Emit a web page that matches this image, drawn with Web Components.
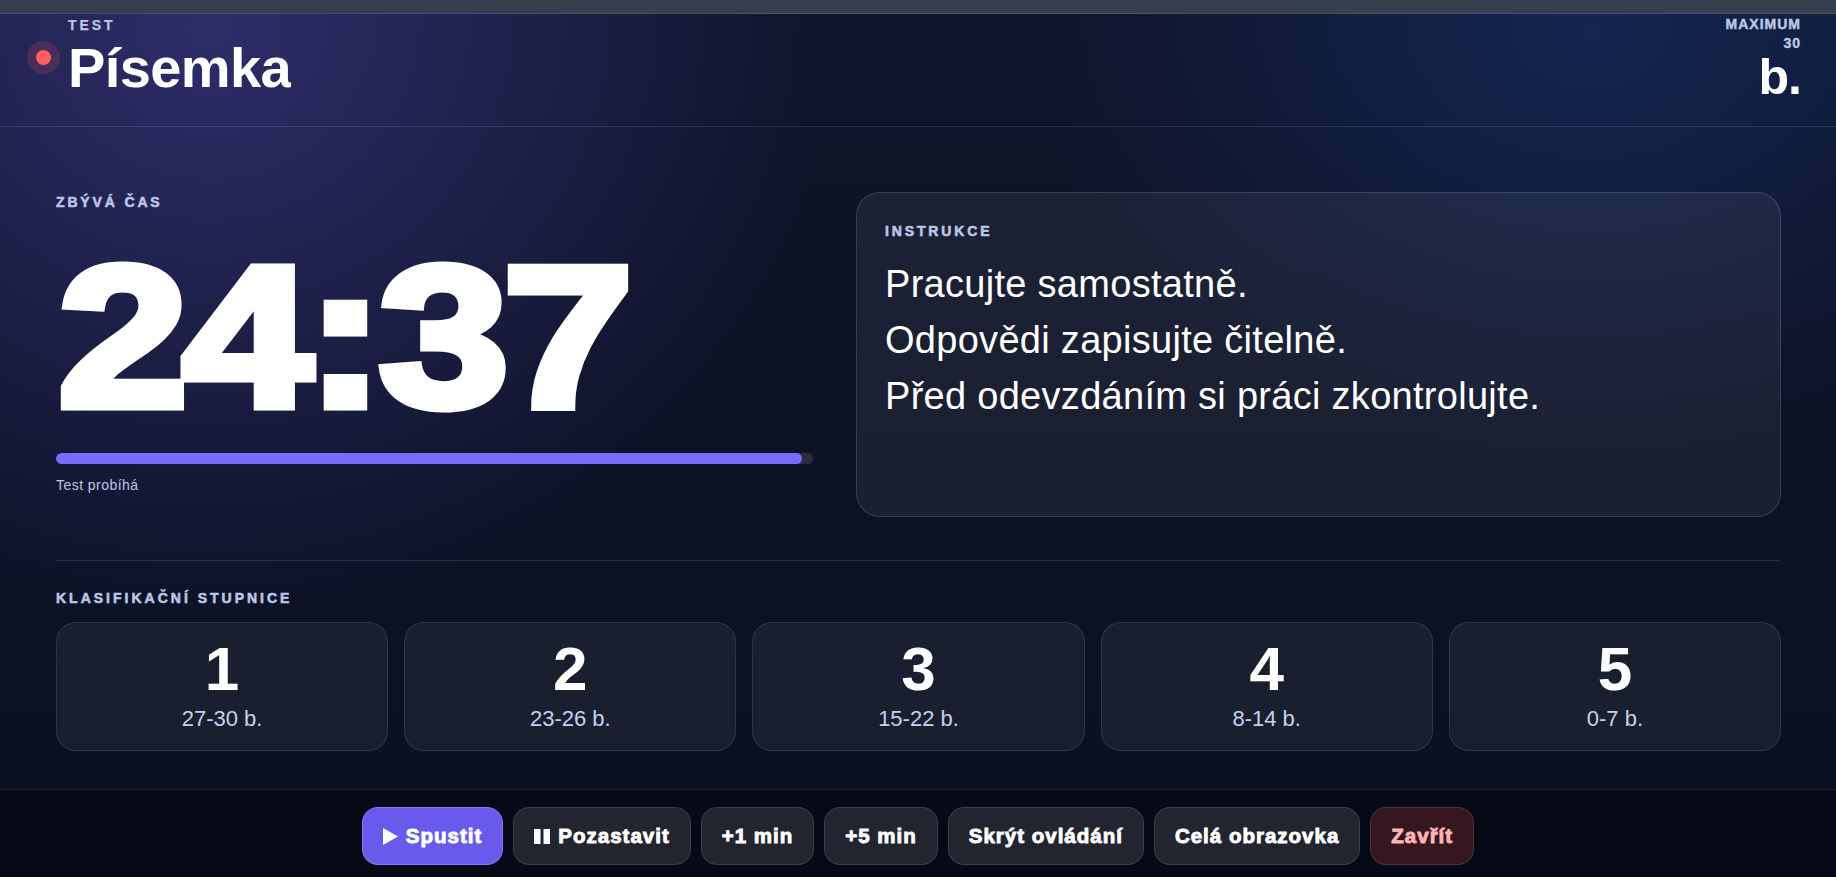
<!DOCTYPE html>
<html lang="cs">
<head>
<meta charset="utf-8">
<title>Písemka</title>
<style>
  html, body { margin: 0; height: 100%; overflow: hidden; background: #0a0e20; }
  body { font-family: "Liberation Sans", Arial, sans-serif; color: #fff; }
</style>
</head>
<body>
<exam-app></exam-app>

<template id="tpl-label">
  <style>
    :host {
      display: block;
      font-size: 14px;
      line-height: 16px;
      font-weight: 700;
      letter-spacing: 2.85px;
      color: #bcc7e6;
      -webkit-text-stroke: .55px #bcc7e6;
    }
  </style>
  <slot></slot>
</template>

<template id="tpl-header">
  <style>
    :host {
      display: flex;
      flex: none;
      justify-content: space-between;
      box-sizing: border-box;
      height: 113px;
      padding: 0 35px 0 36px;
      border-bottom: 1px solid rgba(255,255,255,.12);
    }
    .left { display: flex; align-items: center; gap: 17px; height: 87px; overflow: hidden; padding-left: 9px; margin-left: -9px; }
    .dot {
      flex: none;
      width: 15px;
      height: 15px;
      border-radius: 50%;
      background: #ff5f5f;
      box-shadow: 0 0 0 9px rgba(255,95,95,.16);
    }
    .kicker {
      font-size: 14px;
      line-height: 20px;
      font-weight: 700;
      letter-spacing: 2.9px;
      color: #bcc7e6;
      -webkit-text-stroke: .25px #bcc7e6;
    }
    h1 {
      margin: 1px 0 1px;
      font-size: 56px;
      line-height: 64px;
      font-weight: 700;
      letter-spacing: -.6px;
    }
    .right { text-align: right; }
    .max {
      font-size: 14px;
      line-height: 19px;
      font-weight: 700;
      letter-spacing: 1px;
      padding-top: 1px;
      color: #bcc7e6;
      -webkit-text-stroke: .45px #bcc7e6;
    }
    .unit { font-size: 50px; line-height: 48px; font-weight: 700; letter-spacing: -1px; }
  </style>
  <div class="left">
    <span class="dot"></span>
    <div>
      <div class="kicker">TEST</div>
      <h1>Písemka</h1>
    </div>
  </div>
  <div class="right">
    <div class="max">MAXIMUM<br>30</div>
    <div class="unit">b.</div>
  </div>
</template>

<template id="tpl-timer">
  <style>
    :host { display: block; padding-top: 2px; }
    .clock {
      margin: 27px 0 0 2px;
      height: 200px;
      font-size: 200px;
      line-height: 200px;
      font-weight: 700;
      letter-spacing: -5px;
      white-space: nowrap;
      color: #fff;
      -webkit-text-stroke: 9px #fff;
      transform: scaleX(1.17);
      transform-origin: 0 50%;
    }
    .track {
      margin-top: 16px;
      height: 11px;
      border-radius: 6px;
      background: rgba(255,255,255,.12);
      overflow: hidden;
    }
    .fill { width: 98.5%; height: 100%; border-radius: 6px; background: #7a6bff; }
    .status { margin-top: 12px; font-size: 14px; line-height: 18px; letter-spacing: .45px; color: #bcc7e6; }
  </style>
  <exam-label>ZBÝVÁ ČAS</exam-label>
  <div class="clock">24:37</div>
  <div class="track"><div class="fill"></div></div>
  <div class="status">Test probíhá</div>
</template>

<template id="tpl-instructions">
  <style>
    :host {
      display: block;
      box-sizing: border-box;
      height: 325px;
      padding: 30px 28px;
      border: 1px solid rgba(255,255,255,.14);
      border-radius: 24px;
      background: rgba(255,255,255,.06);
    }
    .text { margin-top: 17px; font-size: 38px; line-height: 56px; letter-spacing: .29px; color: #fff; }
    .text div { white-space: nowrap; }
  </style>
  <exam-label>INSTRUKCE</exam-label>
  <div class="text">
    <div>Pracujte samostatně.</div>
    <div>Odpovědi zapisujte čitelně.</div>
    <div>Před odevzdáním si práci zkontrolujte.</div>
  </div>
</template>

<template id="tpl-grade">
  <style>
    :host {
      display: block;
      box-sizing: border-box;
      height: 129px;
      padding-top: 12px;
      text-align: center;
      border: 1px solid rgba(255,255,255,.1);
      border-radius: 20px;
      background: rgba(255,255,255,.06);
    }
    .mark { font-size: 62px; line-height: 68px; font-weight: 700; color: #fff; }
    .range { margin-top: 3px; font-size: 22px; line-height: 26px; color: #c6d1ee; }
  </style>
  <div class="mark"></div>
  <div class="range"></div>
</template>

<template id="tpl-scale">
  <style>
    :host { display: block; margin-top: 43px; padding-top: 29px; border-top: 1px solid rgba(255,255,255,.12); }
    .grades { display: grid; grid-template-columns: repeat(5, 1fr); gap: 16px; margin-top: 16px; }
    exam-label { letter-spacing: 3px; }
  </style>
  <exam-label>KLASIFIKAČNÍ STUPNICE</exam-label>
  <div class="grades">
    <grade-card mark="1" range="27-30 b."></grade-card>
    <grade-card mark="2" range="23-26 b."></grade-card>
    <grade-card mark="3" range="15-22 b."></grade-card>
    <grade-card mark="4" range="8-14 b."></grade-card>
    <grade-card mark="5" range="0-7 b."></grade-card>
  </div>
</template>

<template id="tpl-button">
  <style>
    :host { display: inline-flex; }
    button {
      display: inline-flex;
      align-items: center;
      gap: 8px;
      box-sizing: border-box;
      height: 58px;
      padding: 0 20px;
      border: 1px solid rgba(255,255,255,.12);
      border-radius: 16px;
      background: #22252f;
      color: #fff;
      font: 700 20.5px "Liberation Sans", Arial, sans-serif;
      letter-spacing: 1px;
      -webkit-text-stroke: .9px currentColor;
      white-space: nowrap;
    }
    :host([kind=primary]) button { background: #6a5aec; border-color: rgba(255,255,255,.18); }
    :host([kind=danger]) button { background: #36161f; color: #ffb4b8; }
    ::slotted(svg) { display: block; flex: none; fill: currentColor; }
  </style>
  <button><slot name="icon"></slot><slot></slot></button>
</template>

<template id="tpl-controls">
  <style>
    :host {
      display: flex;
      flex: none;
      justify-content: center;
      gap: 10px;
      box-sizing: border-box;
      height: 88px;
      padding-top: 17px;
      border-top: 1px solid rgba(255,255,255,.1);
      background: rgba(3,5,14,.62);
    }
  </style>
  <ctl-button kind="primary"><svg slot="icon" width="15" height="17" viewBox="0 0 15 17"><path d="M0 0 15 8.5 0 17Z"/></svg>Spustit</ctl-button>
  <ctl-button><svg slot="icon" width="16" height="15" viewBox="0 0 16 15"><path d="M0 0H6.5V15H0ZM9.5 0H16V15H9.5Z"/></svg>Pozastavit</ctl-button>
  <ctl-button>+1 min</ctl-button>
  <ctl-button>+5 min</ctl-button>
  <ctl-button>Skrýt ovládání</ctl-button>
  <ctl-button>Celá obrazovka</ctl-button>
  <ctl-button kind="danger">Zavřít</ctl-button>
</template>

<template id="tpl-app">
  <style>
    :host {
      display: flex;
      flex-direction: column;
      width: 100vw;
      height: 100vh;
      overflow: hidden;
      background:
        radial-gradient(ellipse 620px 600px at 210px 30px, rgba(108,92,231,.34), transparent 100%),
        radial-gradient(ellipse 560px 420px at 1590px 30px, rgba(30,90,190,.26), transparent 100%),
        linear-gradient(180deg, #0f142a 0%, #0b1022 100%);
    }
    .strip { flex: none; height: 13px; background: #343e4e; border-bottom: 1px solid #4b525b; }
    main { flex: 1; min-height: 0; padding: 65px 55px 0 56px; }
    .top { display: grid; grid-template-columns: 757px 1fr; column-gap: 43px; }
  </style>
  <div class="strip"></div>
  <exam-header></exam-header>
  <main>
    <div class="top">
      <timer-panel></timer-panel>
      <instructions-card></instructions-card>
    </div>
    <grade-scale></grade-scale>
  </main>
  <control-bar></control-bar>
</template>

<script>
  // each element just stamps its template into an open shadow root
  class TemplateElement extends HTMLElement {
    constructor(id) {
      super();
      this.attachShadow({ mode: 'open' });
      this.shadowRoot.appendChild(document.getElementById(id).content.cloneNode(true));
    }
  }

  class GradeCard extends TemplateElement {
    constructor() { super('tpl-grade'); }
    connectedCallback() {
      this.shadowRoot.querySelector('.mark').textContent = this.getAttribute('mark');
      this.shadowRoot.querySelector('.range').textContent = this.getAttribute('range');
    }
  }

  const simple = {
    'exam-label': 'tpl-label',
    'exam-header': 'tpl-header',
    'timer-panel': 'tpl-timer',
    'instructions-card': 'tpl-instructions',
    'grade-scale': 'tpl-scale',
    'ctl-button': 'tpl-button',
    'control-bar': 'tpl-controls',
    'exam-app': 'tpl-app',
  };

  customElements.define('grade-card', GradeCard);
  for (const [name, id] of Object.entries(simple)) {
    customElements.define(name, class extends TemplateElement {
      constructor() { super(id); }
    });
  }
</script>
</body>
</html>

= Exercise details =
Please take the lines from the beginning of the data above through the line holding "<exam-app></exam-app>" and transcribe them exactly, without any pictures.

= Answer to this exercise =
Emit a web page that matches this image, drawn with Web Components.
<!DOCTYPE html>
<html lang="cs">
<head>
<meta charset="utf-8">
<title>Písemka</title>
<style>
  html, body { margin: 0; height: 100%; overflow: hidden; background: #0a0e20; }
  body { font-family: "Liberation Sans", Arial, sans-serif; color: #fff; }
</style>
</head>
<body>
<exam-app></exam-app>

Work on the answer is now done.